** Start Information provided **
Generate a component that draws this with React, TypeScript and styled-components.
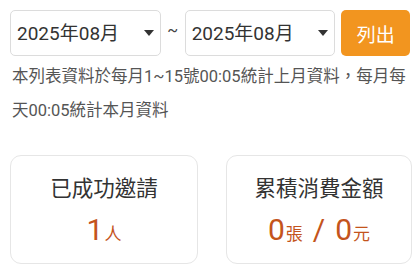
import React from 'react'
import styled, { createGlobalStyle } from 'styled-components'

const GlobalStyle = createGlobalStyle`
  body {
    margin: 0;
    background: #fff;
    font-family: Roboto, "Noto Sans CJK TC", sans-serif;
  }
`

const Page = styled.div`
  width: 420px;
  height: 280px;
  box-sizing: border-box;
  padding: 10px 10px 0 10px;
  overflow: hidden;
`

const Toolbar = styled.div`
  display: flex;
  align-items: center;
  height: 46px;
`

const SelectWrap = styled.div`
  position: relative;
  width: 152px;
  height: 46px;
`

const Select = styled.select`
  appearance: none;
  width: 100%;
  height: 100%;
  box-sizing: border-box;
  border: 1px solid #dcdcdc;
  border-radius: 5px;
  background: #fff;
  padding: 0 0 0 6px;
  font-family: Roboto, "Noto Sans CJK TC", sans-serif;
  font-size: 19px;
  color: #333;
  outline: none;
`

const Caret = styled.svg`
  position: absolute;
  right: 7px;
  top: 20px;
  pointer-events: none;
`

const Tilde = styled.span`
  width: 24px;
  text-align: center;
  font-size: 16px;
  color: #444;
  margin-top: -6px;
`

const ListButton = styled.button`
  margin-left: 6px;
  width: 69px;
  height: 46px;
  border: none;
  border-radius: 5px;
  background: #f2951f;
  color: #fff;
  font-family: "Noto Sans CJK TC", sans-serif;
  font-size: 19px;
  cursor: pointer;
`

const Note = styled.p`
  margin: 4px 0 0 2px;
  font-size: 16.5px;
  line-height: 34px;
  color: #555;
`

const Cards = styled.div`
  display: grid;
  grid-template-columns: 188px 186px;
  column-gap: 28px;
  margin-top: 27px;
`

const Card = styled.div`
  height: 109px;
  box-sizing: border-box;
  border: 1px solid #e6e6e6;
  border-radius: 11px;
  display: flex;
  flex-direction: column;
  align-items: center;
  padding-top: 17px;
`

const CardTitle = styled.div`
  font-size: 21.5px;
  line-height: 32px;
  color: #333;
`

const Value = styled.div`
  margin-top: 8px;
  color: #c4541c;
  display: flex;
  align-items: baseline;
  line-height: 34px;
`

const Big = styled.span`
  font-size: 30px;
`

const Unit = styled.span`
  font-size: 17px;
  margin-left: 1px;
`

const Slash = styled.span`
  font-size: 30px;
  margin: 0 10px;
`

const DateSelect = ({ value }: { value: string }) => (
  <SelectWrap>
    <Select defaultValue={value}>
      <option value={value}>{value}</option>
    </Select>
    <Caret width="10" height="6" viewBox="0 0 10 6">
      <path d="M0 0 H10 L5 6 Z" fill="#333" />
    </Caret>
  </SelectWrap>
)

const App = () => {
  return (
    <Page>
      <GlobalStyle />
      <Toolbar>
        <DateSelect value="2025年08月" />
        <Tilde>~</Tilde>
        <DateSelect value="2025年08月" />
        <ListButton>列出</ListButton>
      </Toolbar>
      <Note>本列表資料於每月1~15號00:05統計上月資料，每月每天00:05統計本月資料</Note>
      <Cards>
        <Card>
          <CardTitle>已成功邀請</CardTitle>
          <Value>
            <Big>1</Big>
            <Unit>人</Unit>
          </Value>
        </Card>
        <Card>
          <CardTitle>累積消費金額</CardTitle>
          <Value>
            <Big>0</Big>
            <Unit>張</Unit>
            <Slash>/</Slash>
            <Big>0</Big>
            <Unit>元</Unit>
          </Value>
        </Card>
      </Cards>
    </Page>
  )
}

export default App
** End Information provided **
Exercise objective: Transcribe the whole listing, character for character, but not its images.

Complete response:
Generate a component that draws this with React, TypeScript and styled-components.
import React from 'react'
import styled, { createGlobalStyle } from 'styled-components'

const GlobalStyle = createGlobalStyle`
  body {
    margin: 0;
    background: #fff;
    font-family: Roboto, "Noto Sans CJK TC", sans-serif;
  }
`

const Page = styled.div`
  width: 420px;
  height: 280px;
  box-sizing: border-box;
  padding: 10px 10px 0 10px;
  overflow: hidden;
`

const Toolbar = styled.div`
  display: flex;
  align-items: center;
  height: 46px;
`

const SelectWrap = styled.div`
  position: relative;
  width: 152px;
  height: 46px;
`

const Select = styled.select`
  appearance: none;
  width: 100%;
  height: 100%;
  box-sizing: border-box;
  border: 1px solid #dcdcdc;
  border-radius: 5px;
  background: #fff;
  padding: 0 0 0 6px;
  font-family: Roboto, "Noto Sans CJK TC", sans-serif;
  font-size: 19px;
  color: #333;
  outline: none;
`

const Caret = styled.svg`
  position: absolute;
  right: 7px;
  top: 20px;
  pointer-events: none;
`

const Tilde = styled.span`
  width: 24px;
  text-align: center;
  font-size: 16px;
  color: #444;
  margin-top: -6px;
`

const ListButton = styled.button`
  margin-left: 6px;
  width: 69px;
  height: 46px;
  border: none;
  border-radius: 5px;
  background: #f2951f;
  color: #fff;
  font-family: "Noto Sans CJK TC", sans-serif;
  font-size: 19px;
  cursor: pointer;
`

const Note = styled.p`
  margin: 4px 0 0 2px;
  font-size: 16.5px;
  line-height: 34px;
  color: #555;
`

const Cards = styled.div`
  display: grid;
  grid-template-columns: 188px 186px;
  column-gap: 28px;
  margin-top: 27px;
`

const Card = styled.div`
  height: 109px;
  box-sizing: border-box;
  border: 1px solid #e6e6e6;
  border-radius: 11px;
  display: flex;
  flex-direction: column;
  align-items: center;
  padding-top: 17px;
`

const CardTitle = styled.div`
  font-size: 21.5px;
  line-height: 32px;
  color: #333;
`

const Value = styled.div`
  margin-top: 8px;
  color: #c4541c;
  display: flex;
  align-items: baseline;
  line-height: 34px;
`

const Big = styled.span`
  font-size: 30px;
`

const Unit = styled.span`
  font-size: 17px;
  margin-left: 1px;
`

const Slash = styled.span`
  font-size: 30px;
  margin: 0 10px;
`

const DateSelect = ({ value }: { value: string }) => (
  <SelectWrap>
    <Select defaultValue={value}>
      <option value={value}>{value}</option>
    </Select>
    <Caret width="10" height="6" viewBox="0 0 10 6">
      <path d="M0 0 H10 L5 6 Z" fill="#333" />
    </Caret>
  </SelectWrap>
)

const App = () => {
  return (
    <Page>
      <GlobalStyle />
      <Toolbar>
        <DateSelect value="2025年08月" />
        <Tilde>~</Tilde>
        <DateSelect value="2025年08月" />
        <ListButton>列出</ListButton>
      </Toolbar>
      <Note>本列表資料於每月1~15號00:05統計上月資料，每月每天00:05統計本月資料</Note>
      <Cards>
        <Card>
          <CardTitle>已成功邀請</CardTitle>
          <Value>
            <Big>1</Big>
            <Unit>人</Unit>
          </Value>
        </Card>
        <Card>
          <CardTitle>累積消費金額</CardTitle>
          <Value>
            <Big>0</Big>
            <Unit>張</Unit>
            <Slash>/</Slash>
            <Big>0</Big>
            <Unit>元</Unit>
          </Value>
        </Card>
      </Cards>
    </Page>
  )
}

export default App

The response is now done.